** START **
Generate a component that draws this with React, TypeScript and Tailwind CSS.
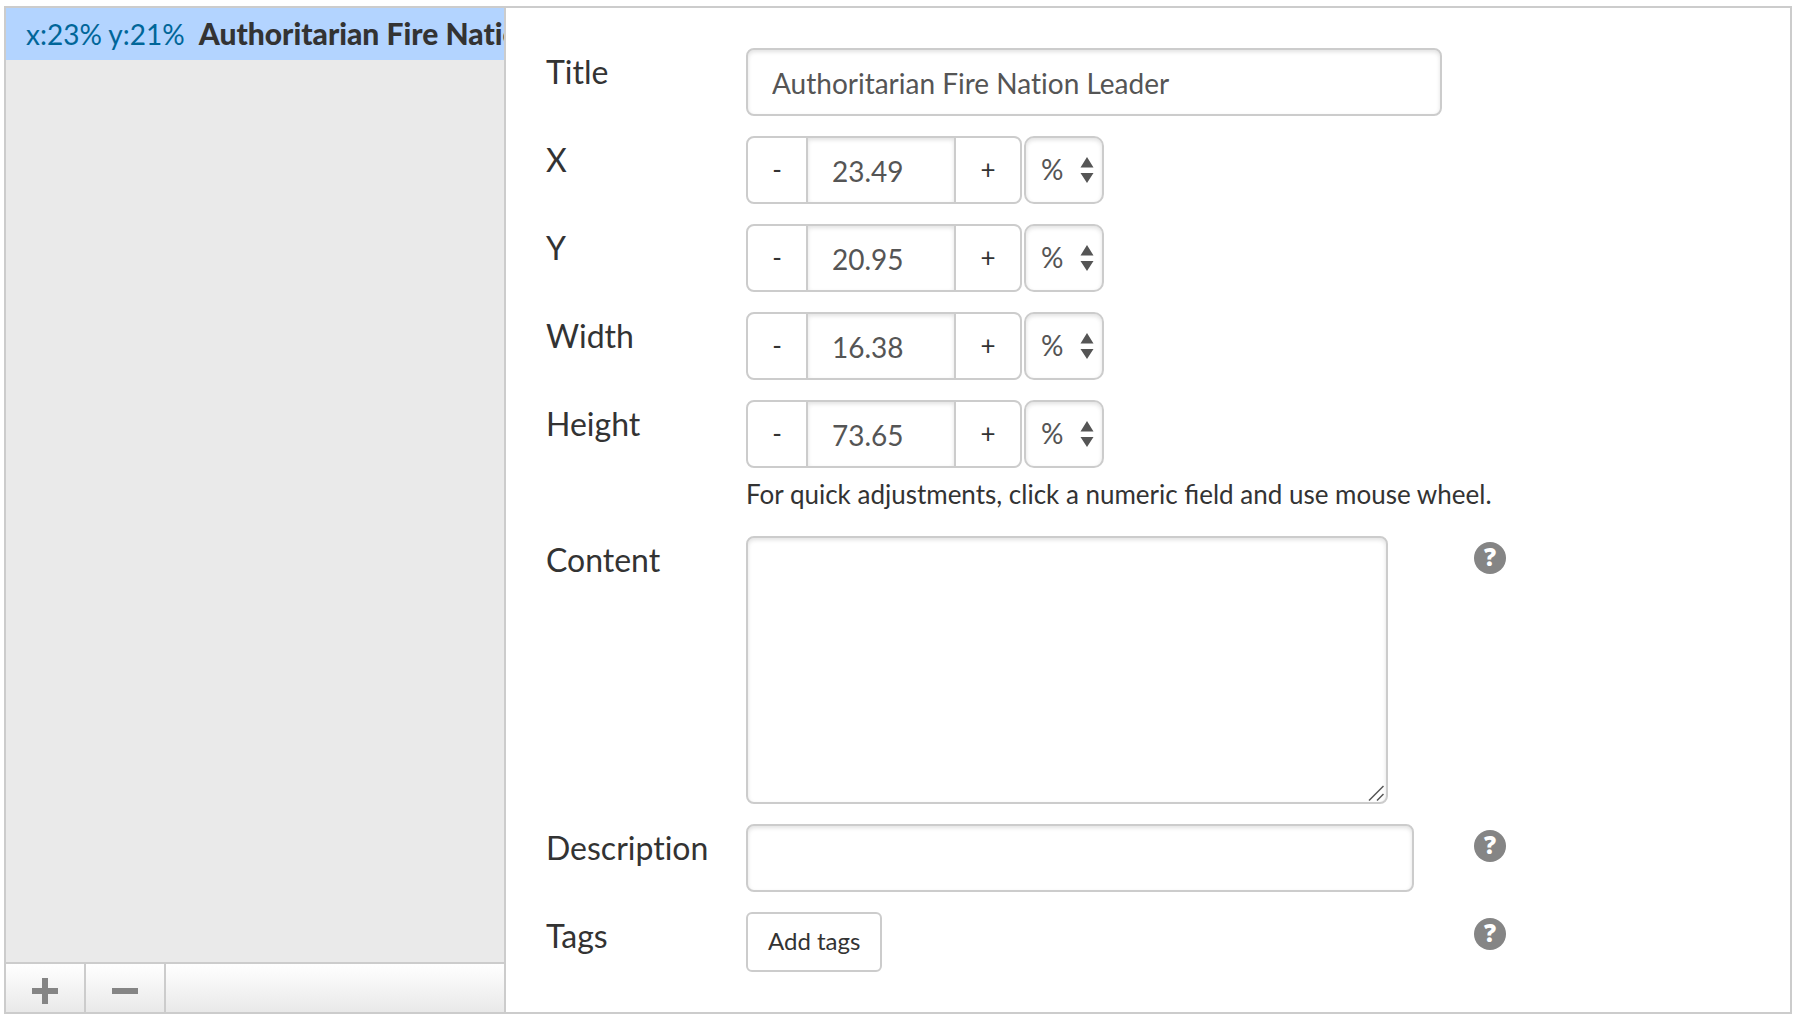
** END **
** START **
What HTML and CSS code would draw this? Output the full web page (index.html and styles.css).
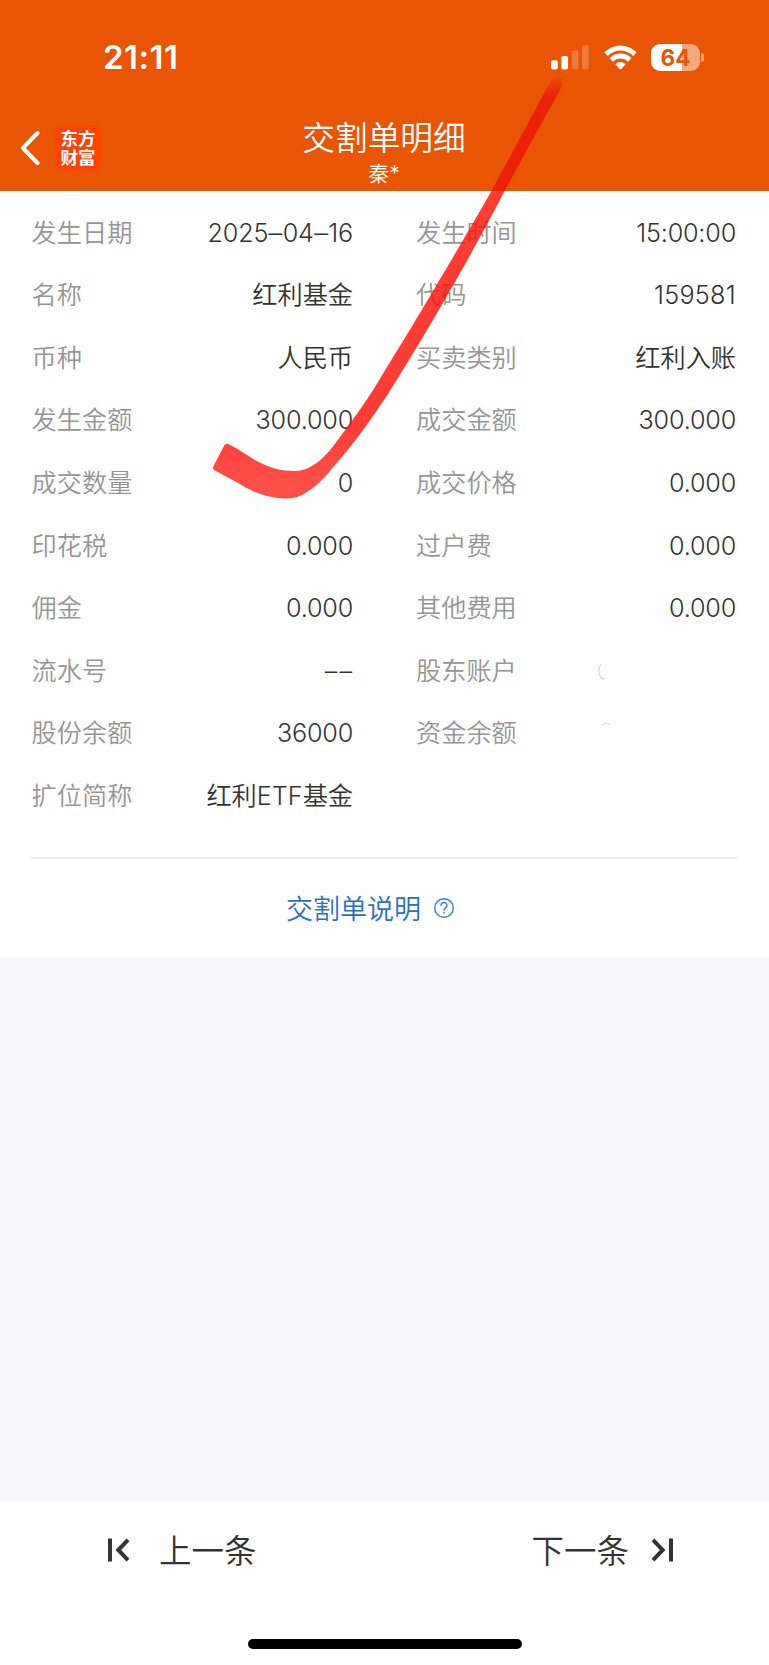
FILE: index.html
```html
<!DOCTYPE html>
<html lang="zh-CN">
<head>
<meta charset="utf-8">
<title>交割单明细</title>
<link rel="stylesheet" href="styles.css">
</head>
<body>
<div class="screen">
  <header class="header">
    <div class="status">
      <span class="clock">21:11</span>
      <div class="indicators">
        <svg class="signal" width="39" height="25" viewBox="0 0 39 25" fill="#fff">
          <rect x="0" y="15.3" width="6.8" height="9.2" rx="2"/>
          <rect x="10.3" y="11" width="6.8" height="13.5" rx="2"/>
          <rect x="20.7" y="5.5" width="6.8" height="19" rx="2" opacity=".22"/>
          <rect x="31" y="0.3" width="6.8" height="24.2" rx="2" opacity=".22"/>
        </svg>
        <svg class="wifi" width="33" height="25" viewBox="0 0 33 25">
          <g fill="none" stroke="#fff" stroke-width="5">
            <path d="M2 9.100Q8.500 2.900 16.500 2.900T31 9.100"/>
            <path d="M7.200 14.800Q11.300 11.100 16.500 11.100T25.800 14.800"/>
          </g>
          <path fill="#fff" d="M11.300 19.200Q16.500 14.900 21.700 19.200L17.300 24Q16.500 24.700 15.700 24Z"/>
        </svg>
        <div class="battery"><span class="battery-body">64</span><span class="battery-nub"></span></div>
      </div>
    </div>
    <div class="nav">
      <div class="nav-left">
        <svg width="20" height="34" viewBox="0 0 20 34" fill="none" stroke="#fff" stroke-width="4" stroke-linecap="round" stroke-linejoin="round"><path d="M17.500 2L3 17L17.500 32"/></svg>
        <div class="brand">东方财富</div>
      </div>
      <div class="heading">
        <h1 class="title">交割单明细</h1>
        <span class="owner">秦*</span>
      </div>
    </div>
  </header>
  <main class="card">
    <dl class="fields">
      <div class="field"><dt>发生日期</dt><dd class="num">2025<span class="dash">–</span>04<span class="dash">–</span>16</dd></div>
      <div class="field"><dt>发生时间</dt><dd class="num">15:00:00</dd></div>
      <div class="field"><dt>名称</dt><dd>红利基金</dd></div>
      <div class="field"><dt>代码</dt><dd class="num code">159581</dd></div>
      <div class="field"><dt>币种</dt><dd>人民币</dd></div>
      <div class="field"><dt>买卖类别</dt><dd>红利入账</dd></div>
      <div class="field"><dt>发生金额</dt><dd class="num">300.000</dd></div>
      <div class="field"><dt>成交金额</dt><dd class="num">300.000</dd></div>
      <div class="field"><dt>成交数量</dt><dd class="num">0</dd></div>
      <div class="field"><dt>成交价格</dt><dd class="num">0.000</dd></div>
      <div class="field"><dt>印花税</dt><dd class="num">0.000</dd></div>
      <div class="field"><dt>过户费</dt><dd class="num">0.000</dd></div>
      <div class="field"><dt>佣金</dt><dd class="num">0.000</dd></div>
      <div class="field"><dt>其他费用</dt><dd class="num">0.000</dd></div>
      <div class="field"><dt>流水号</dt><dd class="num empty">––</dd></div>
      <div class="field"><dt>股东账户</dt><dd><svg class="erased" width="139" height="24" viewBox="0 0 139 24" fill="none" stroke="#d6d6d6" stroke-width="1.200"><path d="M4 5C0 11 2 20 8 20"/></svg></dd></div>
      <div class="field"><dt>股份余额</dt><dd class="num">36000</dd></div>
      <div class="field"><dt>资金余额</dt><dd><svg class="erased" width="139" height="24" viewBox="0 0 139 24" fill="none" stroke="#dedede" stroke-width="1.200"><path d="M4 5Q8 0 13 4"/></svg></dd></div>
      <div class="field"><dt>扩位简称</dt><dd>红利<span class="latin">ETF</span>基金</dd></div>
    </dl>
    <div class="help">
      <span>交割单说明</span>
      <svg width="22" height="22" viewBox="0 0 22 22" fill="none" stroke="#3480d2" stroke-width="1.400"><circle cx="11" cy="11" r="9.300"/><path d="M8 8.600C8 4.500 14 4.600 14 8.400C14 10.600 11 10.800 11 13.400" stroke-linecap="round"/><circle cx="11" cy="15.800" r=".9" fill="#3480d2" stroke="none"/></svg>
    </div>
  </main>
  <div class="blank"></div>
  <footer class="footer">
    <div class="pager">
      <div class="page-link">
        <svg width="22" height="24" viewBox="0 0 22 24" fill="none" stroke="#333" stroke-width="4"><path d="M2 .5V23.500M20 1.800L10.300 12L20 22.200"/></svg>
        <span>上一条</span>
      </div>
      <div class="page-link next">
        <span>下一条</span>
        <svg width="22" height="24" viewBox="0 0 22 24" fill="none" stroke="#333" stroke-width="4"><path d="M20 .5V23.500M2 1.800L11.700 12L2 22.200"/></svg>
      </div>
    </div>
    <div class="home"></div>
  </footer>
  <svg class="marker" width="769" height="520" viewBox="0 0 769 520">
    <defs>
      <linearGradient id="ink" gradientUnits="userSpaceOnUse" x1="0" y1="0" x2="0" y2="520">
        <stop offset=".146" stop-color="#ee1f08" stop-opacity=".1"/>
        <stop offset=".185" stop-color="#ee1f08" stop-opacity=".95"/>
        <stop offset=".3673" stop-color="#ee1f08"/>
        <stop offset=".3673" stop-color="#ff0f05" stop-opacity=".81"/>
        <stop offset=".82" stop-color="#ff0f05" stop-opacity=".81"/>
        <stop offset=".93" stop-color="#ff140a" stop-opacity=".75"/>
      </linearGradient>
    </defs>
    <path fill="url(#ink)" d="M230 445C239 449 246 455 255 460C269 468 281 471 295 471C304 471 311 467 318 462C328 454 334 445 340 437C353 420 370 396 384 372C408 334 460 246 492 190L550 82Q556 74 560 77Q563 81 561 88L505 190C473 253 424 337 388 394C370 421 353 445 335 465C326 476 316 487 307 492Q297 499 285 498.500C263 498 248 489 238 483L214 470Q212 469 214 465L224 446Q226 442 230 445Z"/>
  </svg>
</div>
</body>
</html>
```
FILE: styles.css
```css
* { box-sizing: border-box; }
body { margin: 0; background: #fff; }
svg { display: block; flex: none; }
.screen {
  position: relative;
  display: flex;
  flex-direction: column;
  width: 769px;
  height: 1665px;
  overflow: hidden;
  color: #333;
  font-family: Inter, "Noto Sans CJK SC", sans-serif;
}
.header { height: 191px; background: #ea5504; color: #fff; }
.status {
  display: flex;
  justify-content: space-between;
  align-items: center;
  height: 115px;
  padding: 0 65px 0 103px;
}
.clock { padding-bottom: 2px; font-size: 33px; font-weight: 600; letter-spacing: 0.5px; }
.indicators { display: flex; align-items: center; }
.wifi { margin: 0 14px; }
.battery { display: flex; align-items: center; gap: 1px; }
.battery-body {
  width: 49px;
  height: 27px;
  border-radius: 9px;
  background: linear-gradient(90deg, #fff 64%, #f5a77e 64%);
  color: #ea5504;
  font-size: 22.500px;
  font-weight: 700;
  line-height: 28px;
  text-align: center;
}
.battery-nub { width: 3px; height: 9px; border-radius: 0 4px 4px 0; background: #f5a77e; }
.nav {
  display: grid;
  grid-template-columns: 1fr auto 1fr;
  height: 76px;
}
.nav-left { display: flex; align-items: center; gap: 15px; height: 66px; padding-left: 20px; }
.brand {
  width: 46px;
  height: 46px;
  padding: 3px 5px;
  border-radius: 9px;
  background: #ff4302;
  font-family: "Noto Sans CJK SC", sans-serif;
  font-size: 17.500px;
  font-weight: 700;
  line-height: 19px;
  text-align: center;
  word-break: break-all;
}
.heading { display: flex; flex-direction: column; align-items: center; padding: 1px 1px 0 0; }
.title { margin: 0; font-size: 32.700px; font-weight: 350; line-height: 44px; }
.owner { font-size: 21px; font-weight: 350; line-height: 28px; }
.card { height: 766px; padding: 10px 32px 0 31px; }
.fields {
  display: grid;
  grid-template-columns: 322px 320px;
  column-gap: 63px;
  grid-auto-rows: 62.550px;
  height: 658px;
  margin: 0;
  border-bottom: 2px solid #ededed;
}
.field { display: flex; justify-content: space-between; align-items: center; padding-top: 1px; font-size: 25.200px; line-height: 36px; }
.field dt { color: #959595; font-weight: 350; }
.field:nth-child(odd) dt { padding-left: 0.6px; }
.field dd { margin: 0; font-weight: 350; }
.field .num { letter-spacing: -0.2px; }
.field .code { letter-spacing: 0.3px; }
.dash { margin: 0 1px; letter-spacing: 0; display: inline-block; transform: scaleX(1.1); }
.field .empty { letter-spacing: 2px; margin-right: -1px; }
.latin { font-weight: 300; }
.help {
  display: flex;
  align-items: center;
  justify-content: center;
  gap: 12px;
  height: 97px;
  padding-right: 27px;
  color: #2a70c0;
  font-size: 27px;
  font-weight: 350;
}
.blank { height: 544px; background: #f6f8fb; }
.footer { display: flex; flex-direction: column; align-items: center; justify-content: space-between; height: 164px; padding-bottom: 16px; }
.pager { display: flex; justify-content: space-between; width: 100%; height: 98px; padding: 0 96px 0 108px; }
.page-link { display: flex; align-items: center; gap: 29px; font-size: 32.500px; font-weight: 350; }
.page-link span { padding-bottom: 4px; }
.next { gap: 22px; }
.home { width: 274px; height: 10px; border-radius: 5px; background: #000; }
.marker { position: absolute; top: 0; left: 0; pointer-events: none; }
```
** END **
• _Set task_
Check every line for "styles" and show the ones that have it.

• _Full output_
What HTML and CSS code would draw this? Output the full web page (index.html and styles.css).
<link rel="stylesheet" href="styles.css">
FILE: styles.css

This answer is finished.